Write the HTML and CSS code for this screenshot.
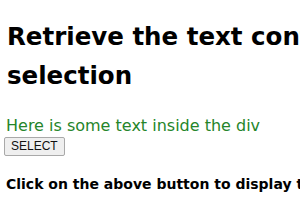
☆ ☆ ☆ ☆ ☆ ☆ ☆
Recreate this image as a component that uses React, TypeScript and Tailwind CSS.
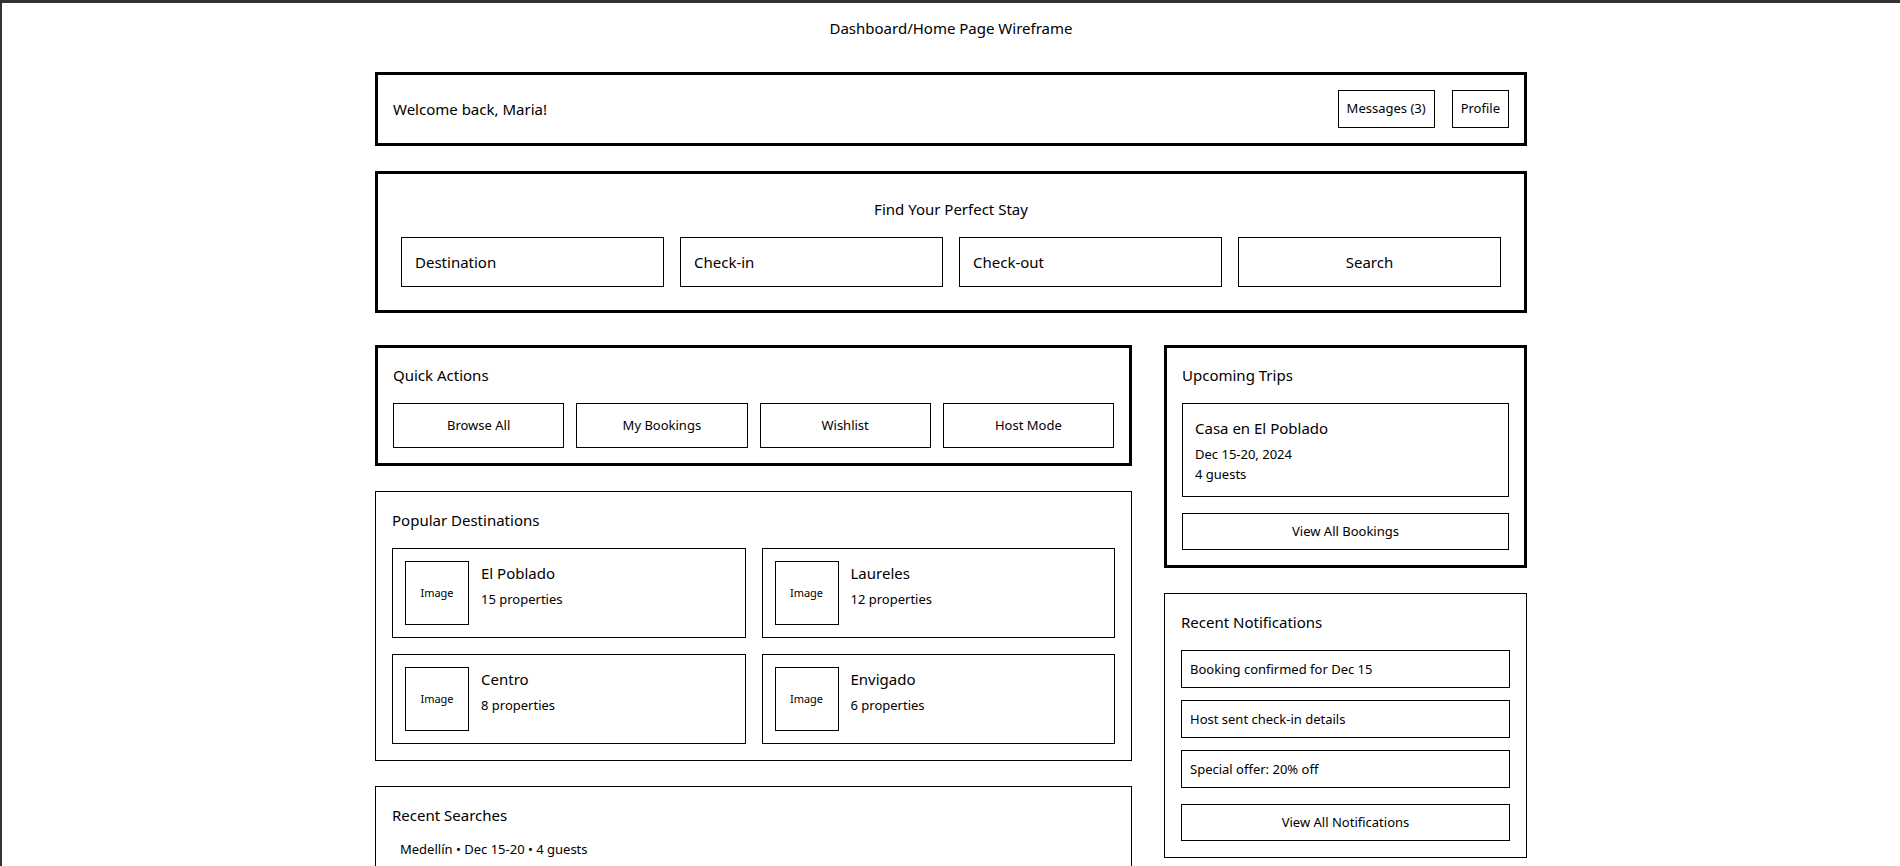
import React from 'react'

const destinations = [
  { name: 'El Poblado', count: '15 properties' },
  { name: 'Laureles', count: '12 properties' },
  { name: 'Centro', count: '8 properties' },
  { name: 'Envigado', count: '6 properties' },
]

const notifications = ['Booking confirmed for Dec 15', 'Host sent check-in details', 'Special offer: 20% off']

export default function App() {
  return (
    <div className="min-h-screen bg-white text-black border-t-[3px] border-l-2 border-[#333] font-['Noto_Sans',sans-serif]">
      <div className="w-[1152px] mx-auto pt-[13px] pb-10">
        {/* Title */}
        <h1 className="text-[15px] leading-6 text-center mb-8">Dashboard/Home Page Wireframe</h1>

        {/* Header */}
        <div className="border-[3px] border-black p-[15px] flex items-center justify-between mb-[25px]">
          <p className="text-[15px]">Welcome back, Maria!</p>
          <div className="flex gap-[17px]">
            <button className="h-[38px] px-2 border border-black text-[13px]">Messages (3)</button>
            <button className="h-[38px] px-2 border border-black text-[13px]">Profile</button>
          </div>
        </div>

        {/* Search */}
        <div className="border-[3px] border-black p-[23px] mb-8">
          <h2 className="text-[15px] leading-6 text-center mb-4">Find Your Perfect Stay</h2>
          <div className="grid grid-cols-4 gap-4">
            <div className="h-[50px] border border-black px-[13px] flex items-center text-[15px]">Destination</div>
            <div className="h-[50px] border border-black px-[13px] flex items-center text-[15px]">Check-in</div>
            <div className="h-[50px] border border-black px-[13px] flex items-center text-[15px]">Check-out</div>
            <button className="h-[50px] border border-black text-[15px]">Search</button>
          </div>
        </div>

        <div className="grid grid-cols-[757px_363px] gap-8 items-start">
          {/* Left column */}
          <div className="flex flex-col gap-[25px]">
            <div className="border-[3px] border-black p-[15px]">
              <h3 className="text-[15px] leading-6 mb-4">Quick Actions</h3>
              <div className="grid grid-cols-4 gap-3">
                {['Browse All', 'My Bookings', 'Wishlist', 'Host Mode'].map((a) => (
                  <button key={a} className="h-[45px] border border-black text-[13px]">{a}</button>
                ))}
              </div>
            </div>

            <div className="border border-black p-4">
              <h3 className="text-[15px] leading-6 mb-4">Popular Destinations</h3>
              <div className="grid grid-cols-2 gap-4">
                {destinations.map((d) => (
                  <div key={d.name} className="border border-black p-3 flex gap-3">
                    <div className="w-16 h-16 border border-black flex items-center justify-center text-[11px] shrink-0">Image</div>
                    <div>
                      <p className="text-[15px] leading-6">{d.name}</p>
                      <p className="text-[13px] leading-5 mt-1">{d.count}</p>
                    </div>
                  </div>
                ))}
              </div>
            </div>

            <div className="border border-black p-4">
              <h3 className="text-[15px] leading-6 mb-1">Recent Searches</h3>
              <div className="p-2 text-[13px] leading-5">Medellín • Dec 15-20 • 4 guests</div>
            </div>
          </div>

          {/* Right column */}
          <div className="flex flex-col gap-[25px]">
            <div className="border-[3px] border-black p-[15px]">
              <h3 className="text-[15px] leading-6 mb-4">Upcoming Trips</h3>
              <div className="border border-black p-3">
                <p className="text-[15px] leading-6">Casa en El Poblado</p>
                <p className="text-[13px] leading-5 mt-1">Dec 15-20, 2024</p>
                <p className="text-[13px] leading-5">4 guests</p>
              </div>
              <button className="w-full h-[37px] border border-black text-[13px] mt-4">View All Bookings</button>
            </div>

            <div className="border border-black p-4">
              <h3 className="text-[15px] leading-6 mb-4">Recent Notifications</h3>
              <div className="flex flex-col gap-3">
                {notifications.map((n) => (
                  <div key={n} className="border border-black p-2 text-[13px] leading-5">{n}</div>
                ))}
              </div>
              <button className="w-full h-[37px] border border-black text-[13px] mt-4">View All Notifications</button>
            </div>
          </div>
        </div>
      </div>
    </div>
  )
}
☆ ☆ ☆ ☆ ☆ ☆ ☆
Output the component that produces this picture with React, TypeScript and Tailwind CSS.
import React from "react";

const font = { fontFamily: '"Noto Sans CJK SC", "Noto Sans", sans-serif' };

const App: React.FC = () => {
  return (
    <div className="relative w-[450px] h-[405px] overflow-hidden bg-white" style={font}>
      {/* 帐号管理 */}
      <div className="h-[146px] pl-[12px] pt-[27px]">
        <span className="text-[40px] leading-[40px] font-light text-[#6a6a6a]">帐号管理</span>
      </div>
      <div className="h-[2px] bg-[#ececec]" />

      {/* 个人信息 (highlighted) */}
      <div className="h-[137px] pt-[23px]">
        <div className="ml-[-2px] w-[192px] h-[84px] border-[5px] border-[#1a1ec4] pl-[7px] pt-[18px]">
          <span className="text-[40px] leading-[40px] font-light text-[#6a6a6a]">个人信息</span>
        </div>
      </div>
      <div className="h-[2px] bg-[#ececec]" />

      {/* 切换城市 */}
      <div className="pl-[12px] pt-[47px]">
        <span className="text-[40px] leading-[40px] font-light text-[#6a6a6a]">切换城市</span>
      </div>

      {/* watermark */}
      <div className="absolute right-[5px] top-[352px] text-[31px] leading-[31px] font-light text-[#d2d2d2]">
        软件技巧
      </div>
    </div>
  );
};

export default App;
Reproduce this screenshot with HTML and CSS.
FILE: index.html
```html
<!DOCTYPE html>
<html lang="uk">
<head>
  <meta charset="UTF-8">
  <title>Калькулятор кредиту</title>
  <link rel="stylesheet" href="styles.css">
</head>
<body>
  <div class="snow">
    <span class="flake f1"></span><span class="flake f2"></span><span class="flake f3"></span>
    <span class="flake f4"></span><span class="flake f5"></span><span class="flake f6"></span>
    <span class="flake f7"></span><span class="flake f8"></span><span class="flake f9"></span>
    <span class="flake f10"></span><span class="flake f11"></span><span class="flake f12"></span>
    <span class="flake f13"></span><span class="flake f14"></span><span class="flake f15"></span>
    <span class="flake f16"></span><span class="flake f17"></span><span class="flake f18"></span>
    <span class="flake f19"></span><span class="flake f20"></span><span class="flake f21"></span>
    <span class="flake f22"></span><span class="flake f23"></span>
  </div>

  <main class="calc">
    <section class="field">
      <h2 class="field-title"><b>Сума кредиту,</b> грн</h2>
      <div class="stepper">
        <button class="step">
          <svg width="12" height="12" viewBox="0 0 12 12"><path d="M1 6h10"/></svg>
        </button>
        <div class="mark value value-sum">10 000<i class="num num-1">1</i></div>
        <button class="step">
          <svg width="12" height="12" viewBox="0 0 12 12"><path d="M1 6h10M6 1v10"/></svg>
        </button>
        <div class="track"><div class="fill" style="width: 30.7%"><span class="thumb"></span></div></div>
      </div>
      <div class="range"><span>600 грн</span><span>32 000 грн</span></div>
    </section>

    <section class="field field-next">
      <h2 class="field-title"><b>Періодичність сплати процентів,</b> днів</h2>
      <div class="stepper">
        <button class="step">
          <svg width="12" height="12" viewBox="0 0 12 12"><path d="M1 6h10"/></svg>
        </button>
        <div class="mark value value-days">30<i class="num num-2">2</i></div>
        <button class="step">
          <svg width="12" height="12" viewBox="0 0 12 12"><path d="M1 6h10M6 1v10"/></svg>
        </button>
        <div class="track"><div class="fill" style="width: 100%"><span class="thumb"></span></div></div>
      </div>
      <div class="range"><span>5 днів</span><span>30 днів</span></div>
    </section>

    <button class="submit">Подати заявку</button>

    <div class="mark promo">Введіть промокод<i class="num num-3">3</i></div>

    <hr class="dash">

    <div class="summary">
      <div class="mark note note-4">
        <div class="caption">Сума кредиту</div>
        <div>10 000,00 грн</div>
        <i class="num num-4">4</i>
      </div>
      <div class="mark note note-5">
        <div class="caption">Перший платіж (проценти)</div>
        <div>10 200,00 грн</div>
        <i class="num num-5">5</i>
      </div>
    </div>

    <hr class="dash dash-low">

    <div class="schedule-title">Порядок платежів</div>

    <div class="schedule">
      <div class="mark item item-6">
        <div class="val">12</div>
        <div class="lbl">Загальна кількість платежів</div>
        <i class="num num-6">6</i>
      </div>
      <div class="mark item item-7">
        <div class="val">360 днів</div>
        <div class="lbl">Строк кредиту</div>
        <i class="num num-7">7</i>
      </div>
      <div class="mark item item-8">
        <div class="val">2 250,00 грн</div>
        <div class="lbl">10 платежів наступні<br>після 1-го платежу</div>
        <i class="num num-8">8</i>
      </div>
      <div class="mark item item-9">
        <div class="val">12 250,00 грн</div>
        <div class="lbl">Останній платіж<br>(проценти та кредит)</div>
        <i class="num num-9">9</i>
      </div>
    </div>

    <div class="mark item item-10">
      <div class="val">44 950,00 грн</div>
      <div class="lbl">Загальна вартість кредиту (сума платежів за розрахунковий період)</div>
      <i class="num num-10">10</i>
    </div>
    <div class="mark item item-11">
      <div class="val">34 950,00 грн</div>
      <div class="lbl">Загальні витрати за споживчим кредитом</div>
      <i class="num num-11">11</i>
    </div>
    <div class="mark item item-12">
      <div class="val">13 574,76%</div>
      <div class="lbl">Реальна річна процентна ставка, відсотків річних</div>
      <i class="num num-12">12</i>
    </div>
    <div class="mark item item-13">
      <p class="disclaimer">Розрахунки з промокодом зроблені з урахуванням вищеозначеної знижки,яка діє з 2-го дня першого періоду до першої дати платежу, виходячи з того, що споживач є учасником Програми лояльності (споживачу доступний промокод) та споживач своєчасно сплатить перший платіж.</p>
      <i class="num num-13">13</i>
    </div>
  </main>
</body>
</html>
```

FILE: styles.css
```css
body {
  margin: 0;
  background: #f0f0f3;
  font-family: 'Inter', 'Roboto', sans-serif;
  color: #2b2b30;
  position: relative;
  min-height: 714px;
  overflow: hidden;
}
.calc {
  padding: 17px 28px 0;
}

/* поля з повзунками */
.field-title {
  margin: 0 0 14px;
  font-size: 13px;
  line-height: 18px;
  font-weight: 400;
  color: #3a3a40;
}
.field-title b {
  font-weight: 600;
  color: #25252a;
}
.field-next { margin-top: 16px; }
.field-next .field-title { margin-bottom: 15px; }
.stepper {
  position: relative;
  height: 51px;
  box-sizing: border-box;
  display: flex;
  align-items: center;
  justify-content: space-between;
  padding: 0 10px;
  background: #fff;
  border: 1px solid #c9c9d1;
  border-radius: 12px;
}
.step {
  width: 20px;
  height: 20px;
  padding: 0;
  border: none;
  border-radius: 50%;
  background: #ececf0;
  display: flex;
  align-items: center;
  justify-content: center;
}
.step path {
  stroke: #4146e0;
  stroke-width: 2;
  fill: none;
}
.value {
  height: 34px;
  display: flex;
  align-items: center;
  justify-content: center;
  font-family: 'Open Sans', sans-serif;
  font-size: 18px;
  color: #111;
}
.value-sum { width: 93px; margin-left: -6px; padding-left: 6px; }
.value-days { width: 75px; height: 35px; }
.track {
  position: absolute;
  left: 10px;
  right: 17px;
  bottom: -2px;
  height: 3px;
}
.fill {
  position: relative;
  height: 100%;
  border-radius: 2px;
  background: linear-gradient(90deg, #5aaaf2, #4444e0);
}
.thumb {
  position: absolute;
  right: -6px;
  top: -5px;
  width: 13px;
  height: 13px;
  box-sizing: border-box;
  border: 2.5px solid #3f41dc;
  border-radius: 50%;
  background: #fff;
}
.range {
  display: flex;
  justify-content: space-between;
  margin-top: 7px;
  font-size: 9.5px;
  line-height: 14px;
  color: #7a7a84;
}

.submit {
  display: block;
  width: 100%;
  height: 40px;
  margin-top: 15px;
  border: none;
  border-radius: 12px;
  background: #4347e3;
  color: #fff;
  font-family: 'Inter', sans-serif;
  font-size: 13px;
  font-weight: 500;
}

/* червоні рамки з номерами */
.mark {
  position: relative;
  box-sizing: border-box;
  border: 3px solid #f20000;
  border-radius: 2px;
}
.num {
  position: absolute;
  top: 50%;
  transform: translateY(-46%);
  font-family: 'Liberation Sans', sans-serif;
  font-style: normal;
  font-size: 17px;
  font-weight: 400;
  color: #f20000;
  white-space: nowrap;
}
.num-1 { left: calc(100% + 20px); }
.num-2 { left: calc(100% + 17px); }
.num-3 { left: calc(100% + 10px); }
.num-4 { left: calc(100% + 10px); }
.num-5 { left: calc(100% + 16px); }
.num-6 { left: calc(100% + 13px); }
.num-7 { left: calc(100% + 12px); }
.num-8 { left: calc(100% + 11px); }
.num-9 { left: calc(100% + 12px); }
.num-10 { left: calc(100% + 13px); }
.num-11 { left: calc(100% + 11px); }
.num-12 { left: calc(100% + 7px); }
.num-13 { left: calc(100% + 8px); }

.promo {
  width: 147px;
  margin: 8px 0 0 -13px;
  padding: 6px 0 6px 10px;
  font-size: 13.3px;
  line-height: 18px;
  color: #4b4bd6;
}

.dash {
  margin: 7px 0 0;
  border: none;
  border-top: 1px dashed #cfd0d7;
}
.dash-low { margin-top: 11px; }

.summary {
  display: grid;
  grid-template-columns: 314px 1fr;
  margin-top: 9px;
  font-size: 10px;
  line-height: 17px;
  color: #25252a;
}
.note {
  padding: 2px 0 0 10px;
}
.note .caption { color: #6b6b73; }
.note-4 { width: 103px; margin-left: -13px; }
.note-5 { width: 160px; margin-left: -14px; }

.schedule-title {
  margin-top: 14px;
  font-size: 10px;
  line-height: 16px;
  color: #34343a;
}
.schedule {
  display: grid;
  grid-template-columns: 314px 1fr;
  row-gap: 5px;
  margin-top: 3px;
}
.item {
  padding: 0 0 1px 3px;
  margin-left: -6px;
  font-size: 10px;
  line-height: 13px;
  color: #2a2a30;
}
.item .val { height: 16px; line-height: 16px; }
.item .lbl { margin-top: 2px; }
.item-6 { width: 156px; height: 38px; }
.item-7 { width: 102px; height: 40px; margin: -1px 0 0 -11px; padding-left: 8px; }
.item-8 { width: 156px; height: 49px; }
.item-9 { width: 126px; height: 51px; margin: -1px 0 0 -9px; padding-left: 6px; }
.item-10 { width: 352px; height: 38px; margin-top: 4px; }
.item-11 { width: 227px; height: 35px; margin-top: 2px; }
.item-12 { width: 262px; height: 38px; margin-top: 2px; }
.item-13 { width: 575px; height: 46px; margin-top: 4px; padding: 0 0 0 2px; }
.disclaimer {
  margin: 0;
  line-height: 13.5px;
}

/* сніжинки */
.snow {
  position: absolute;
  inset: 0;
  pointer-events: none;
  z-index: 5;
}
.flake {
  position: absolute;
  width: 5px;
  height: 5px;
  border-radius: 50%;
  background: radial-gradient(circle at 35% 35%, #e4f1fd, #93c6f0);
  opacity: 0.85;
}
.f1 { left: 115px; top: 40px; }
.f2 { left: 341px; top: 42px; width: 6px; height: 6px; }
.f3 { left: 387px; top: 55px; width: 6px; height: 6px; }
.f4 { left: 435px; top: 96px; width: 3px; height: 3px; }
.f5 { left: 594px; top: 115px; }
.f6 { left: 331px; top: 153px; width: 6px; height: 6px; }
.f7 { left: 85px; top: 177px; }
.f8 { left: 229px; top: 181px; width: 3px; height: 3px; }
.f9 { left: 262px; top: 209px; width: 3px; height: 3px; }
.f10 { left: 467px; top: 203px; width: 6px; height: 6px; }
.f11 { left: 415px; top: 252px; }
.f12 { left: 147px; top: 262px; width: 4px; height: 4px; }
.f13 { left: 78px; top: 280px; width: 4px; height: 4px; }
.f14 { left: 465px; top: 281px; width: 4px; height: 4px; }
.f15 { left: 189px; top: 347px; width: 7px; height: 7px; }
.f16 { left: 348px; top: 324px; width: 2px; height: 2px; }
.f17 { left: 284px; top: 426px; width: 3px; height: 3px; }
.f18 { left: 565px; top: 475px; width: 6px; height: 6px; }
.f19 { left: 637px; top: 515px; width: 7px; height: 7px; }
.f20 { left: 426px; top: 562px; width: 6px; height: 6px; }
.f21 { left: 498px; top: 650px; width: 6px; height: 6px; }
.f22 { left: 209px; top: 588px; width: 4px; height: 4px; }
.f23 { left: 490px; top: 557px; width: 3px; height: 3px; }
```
☆ ☆ ☆ ☆ ☆ ☆ ☆
## Objective
The first line to copy holds "Recreate this image", and the last holds "import React from 'react'". Copy them and the lines between exactly, leaving out pictures.

## Response to this task
Recreate this image as a component that uses React, TypeScript and Tailwind CSS.
import React from 'react'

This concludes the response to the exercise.